There are two main reasons that explain why individuals have a herd mentality. One reason is that there is a strong social pressure that is familiar to many of us, thus most people have a natural desire to be accepted by a group. As a result continuously or uncontinuously they mimic actions of others rather than be branded as an outcast. Following the group and its behavior seems to be a natural way of becoming a member of that group. Another reason seems to be more rational follows the logic that the more people buy into a decision, the less likely it is that the decision is incorrect. Such conclusion is more prevalent among those individuals who have a little experience or expertise in an area and feel insecure.
Herd behavior and financial markets
Herd behavior is also common in financial sector. Most of the time due to a hard pressure a large group of investors act similarly and copy the behavior of others, especially when there is a strong social interaction among market participants. For the last decades the world faced several severe economic and financial crisis due to the fact that market participants were tempted to follow trends and to make their financial decisions based on emotions rather than relevant financial strategies. Regardless of the case we are discussing, either it is tulip mania from 17th century, the first speculative financial bubble, which was followed by a massive and prolonged crisis in the region, roaring 20th, which was followed by the great depression, dot-com bubble at the end of 20th and at the beginning of 21th century, when everybody was investing in web based companies, global financial crisis in 2007-2008, after real estate bubble in the US burst, or recent bitcoin hysteria nobody know how long will last, the reason lays in herd behavior. The illustration bellow represents the summary of the world’s most severe breakdowns.
Source: www.franklintempleton.com
For the past few decades a lot of experiments were conducted and several hypothesis were developed trying to find the correlation between herd behavior and financial decisions. Furthermore, a new scientific field was formed, behavioral finance, part of behavioral economics, which is a new paradigm in our reality with a purpose to observe and study behavior of market participants based on their pure judgment. The main assumption of behavior finance is that individual investment decisions are based not only on the financial market, but on the unique characteristics of market participant and on the information they have. Thus, lots of factors affect individual decisions and herd behavior is one of them.
In 2016 CFA Institute conducted a survey among its readers and associates to determine the leading behavioral bias affecting their investment decisions. 724 practitioners participated in the survey and 34% of them indicated that during decision making process they are influenced by their peers and follow current trends. The diagram bellow represents the complete survey results.
Examples discussed above proves the existence of collective decision in the financial markets. One of the most widespread hypothesis is that herding behavior arise due to information asymmetry. Information asymmetry is an imbalance between two parties in terms of information and knowledge they have access to, which leads some of market participant to be in a better position.
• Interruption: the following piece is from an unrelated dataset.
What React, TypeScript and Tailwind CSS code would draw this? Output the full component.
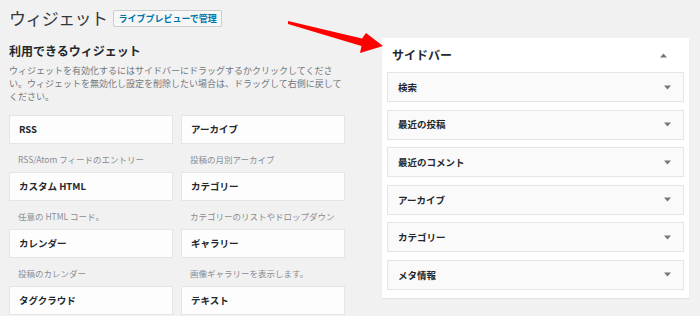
import React from "react";

const font = {
  fontFamily: '"Noto Sans CJK JP", "Noto Sans", "Liberation Sans", sans-serif',
};

const widgets: [string, string][] = [
  ["RSS", "RSS/Atom フィードのエントリー"],
  ["アーカイブ", "投稿の月別アーカイブ"],
  ["カスタム HTML", "任意の HTML コード。"],
  ["カテゴリー", "カテゴリーのリストやドロップダウン"],
  ["カレンダー", "投稿のカレンダー"],
  ["ギャラリー", "画像ギャラリーを表示します。"],
  ["タグクラウド", ""],
  ["テキスト", ""],
];

const sidebarItems = ["検索", "最近の投稿", "最近のコメント", "アーカイブ", "カテゴリー", "メタ情報"];

function TriDown() {
  return (
    <svg width="7" height="5" viewBox="0 0 7 5" className="shrink-0">
      <path d="M0 0.5 H7 L3.5 4.5 Z" fill="#72777c" />
    </svg>
  );
}
function TriUp() {
  return (
    <svg width="7" height="5" viewBox="0 0 7 5" className="shrink-0">
      <path d="M0 4.5 H7 L3.5 0.5 Z" fill="#72777c" />
    </svg>
  );
}

export default function App() {
  return (
    <div className="relative w-[700px] h-[316px] overflow-hidden bg-[#f1f1f1] text-[#23282d]" style={font}>
      <div className="flex items-start">
        {/* left column */}
        <div className="w-[345px] pl-[9px] pt-[7px] shrink-0">
          <div className="flex items-center gap-[6px] h-[22px]">
            <h1 className="text-[17px] font-normal leading-[22px] text-[#32373c] tracking-[-0.6px]">ウィジェット</h1>
            <div className="h-[17px] px-[4px] flex items-center border border-[#cccccc] bg-[#f7f7f7] rounded-[2px] text-[9px] font-semibold text-[#0073aa] leading-none">
              ライブプレビューで管理
            </div>
          </div>
          <h2 className="mt-[14px] text-[12px] font-bold leading-[16px] text-[#23282d]">利用できるウィジェット</h2>
          <p className="mt-[5px] text-[9px] leading-[13px] text-[#72777c] pr-[2px]">
            ウィジェットを有効化するにはサイドバーにドラッグするかクリックしてください。ウィジェットを無効化し設定を削除したい場合は、ドラッグして右側に戻してください。
          </p>
          <div className="mt-[12px] grid grid-cols-2 gap-x-[8px]">
            {widgets.map(([t, d]) => (
              <div key={t} className="h-[57px]">
                <div className="h-[29px] bg-[#fdfdfd] border border-[#e5e5e5] flex items-center px-[9px] text-[9.5px] font-bold text-[#23282d]">
                  {t}
                </div>
                <div className="pl-[9px] pt-[9px] text-[8.5px] leading-[12px] text-[#8a8d91]">{d}</div>
              </div>
            ))}
          </div>
        </div>

        {/* right column */}
        <div className="ml-[37px] mt-[38px] w-[307px] bg-white shadow-[0_1px_1px_rgba(0,0,0,0.06)] px-[5px] pb-[8px]">
          <div className="h-[34px] flex items-center justify-between pl-[5px] pr-[17px]">
            <span className="text-[12px] font-bold text-[#23282d]">サイドバー</span>
            <TriUp />
          </div>
          <div className="flex flex-col gap-[7.6px]">
            {sidebarItems.map((s) => (
              <div
                key={s}
                className="h-[30px] bg-[#fafafa] border border-[#e5e5e5] flex items-center justify-between pl-[10px] pr-[12px] text-[9.5px] font-semibold text-[#23282d]"
              >
                <span>{s}</span>
                <TriDown />
              </div>
            ))}
          </div>
        </div>
      </div>

      {/* red arrow overlay */}
      <svg className="absolute left-0 top-0 pointer-events-none" width="700" height="316">
        <path d="M288 21 L362 38.5 L366 33 L383 46 L360 53 L361.5 46 L288 24 Z" fill="#ff0000" />
      </svg>
    </div>
  );
}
As a result, rest of the agents suffering from information scarcity are tempted to imitate actions of others and to become a part of the herd. To conclude, herd behavior is directly correlated with the information available in the financial markets and with the ability to have access to this information. This explains why developed markets with higher information concentration exhibits low lever of herd behavior, compared to developing markets, where information and quality of this information is not sufficient to make sound financial decisions.
Based on the past experience it is perfectly clear that the society fails to learn from mistakes and repeats the same actions and strategies over and over again. What can we do to avoid becoming a part of public hysteria and to come up with rational financial decisions? If you are planning to invest in something or to trade with financial securities here are some tips you can follow in the first place:
- First and for most having access with full scale of information is very important. Otherwise it will be very challenging for you to come up with rational decisions;
- Try to follow your insticts and do not get influence by your peers;
- Do not invest money in a business you do not understand;
- Create a wide portfolio of your financial assets and securities, diversification this will help you to reduce risks.
Wish you the best of luck and remember:
“If 50 million people say something foolish, it is still foolish”.